The chancellor, campaigning to succeed Tony Blair, said he wanted the 100,000 homes in "carbon neutral" communities to be built on old industrial sites.
Mr Brown told the BBC's Sunday AM he wanted to help create a "home-owning, asset-owning, wealth-owning democracy".
He spoke as Labour said the new leader would be unveiled on Sunday 24 June.
The party's ruling national executive committee met on Sunday and agreed to the timetable for both the leadership - and deputy leadership - contests.
Nominations for the contests will open on Monday at 1430 BST and close on Thursday at 1230 BST. There will be 10 hustings events before the results are announced at a special one day leadership conference in Manchester.
With Mr Blair having said he would step down as prime minister on 27 June, that means there will be three days when he is PM but someone else - almost certainly Mr Brown - is Labour leader.
Mr Brown will have to attend the hustings even if neither of his possible challengers, left-wing MPs Michael Meacher and John McDonnell, get backing from the 45 Labour MPs needed to enter the contest.
They claim that between them they can meet that figure and have said that the one with the least support will step aside in favour of the other.
Mrs Thatcher
As they continue to seek nominations from Labour MPs the two will debate policy with Mr Brown at a conference on Sunday evening.
Although Mr McDonnell told the BBC's Politics Show he believes he can beat Mr Brown, the two are not generally seen as a realistic threat to Mr Brown's chances.
Indeed, the chancellor's campaign has begun by targeting voters at large as much as those in Labour and the trade unions who will decide the party's next leader.
He told Sunday AM he wanted to go further than Margaret Thatcher in extending home ownership.
"But I also recognise you have got to combine the building of housing for ownership with the building of houses for rent in a far more mobile and fluid society," he added.

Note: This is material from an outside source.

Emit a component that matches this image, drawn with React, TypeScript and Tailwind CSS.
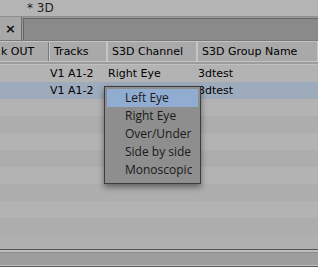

The proposed five "eco towns" could each contain up to 20,000 homes and showed "imagination" in combining the need for homes with helping the environment.
War powers
The ex-MoD base at Oakington in Cambridgeshire, at present an asylum seeker holding centre, is earmarked for the first of the new towns with 10,000 homes.
Councils will be invited to bid to host the other settlements which Mr Brown said would have bus routes, cycle lanes and schools designed in a way to make them carbon neutral communities overall.
But the Conservatives insisted the idea of "carbon neutral" towns were announced last year by a housing minister.
Shadow chancellor George Osborne said: "It's another example of same old Labour, same old spin."
During the interview Mr Brown confirmed his plans to give Parliament more power over things such as decisions to go to war.
Healthcare
But he rejected suggestions that the Iraq war had been a mistake and said he planned to visit the country.
Asked what mistakes had been made since Labour came to power in 1997 Mr Brown said: "I think if you look back over the last ten years, what happened over the Dome was a mistake."
He also said his announcement of a 75p pension rise "could have been done far better".
And, although he defended it, he acknowledged there were "always lessons to learn" from criticism that he had indulged in spin in the Budget when he announced a headline 2p cut in the basic rate of tax, even though other changes meant many people would not be better off.
On the National Health Service he said "we've still got a lot to do to show people" it is moving "into the modern era... there for people when they need it".
He said he did not think the health service should be given full independence, saying ministers still needed to make funding decisions, but he talked up the local accountability allowed by foundation hospitals.
But for the Conservatives, the shadow health secretary Andrew Lansley said: "Gordon Brown is responsible for Labour's financial mismanagement of the NHS. He failed to make the NHS a priority during his 10 years as chancellor and his rhetoric... is unconvincing."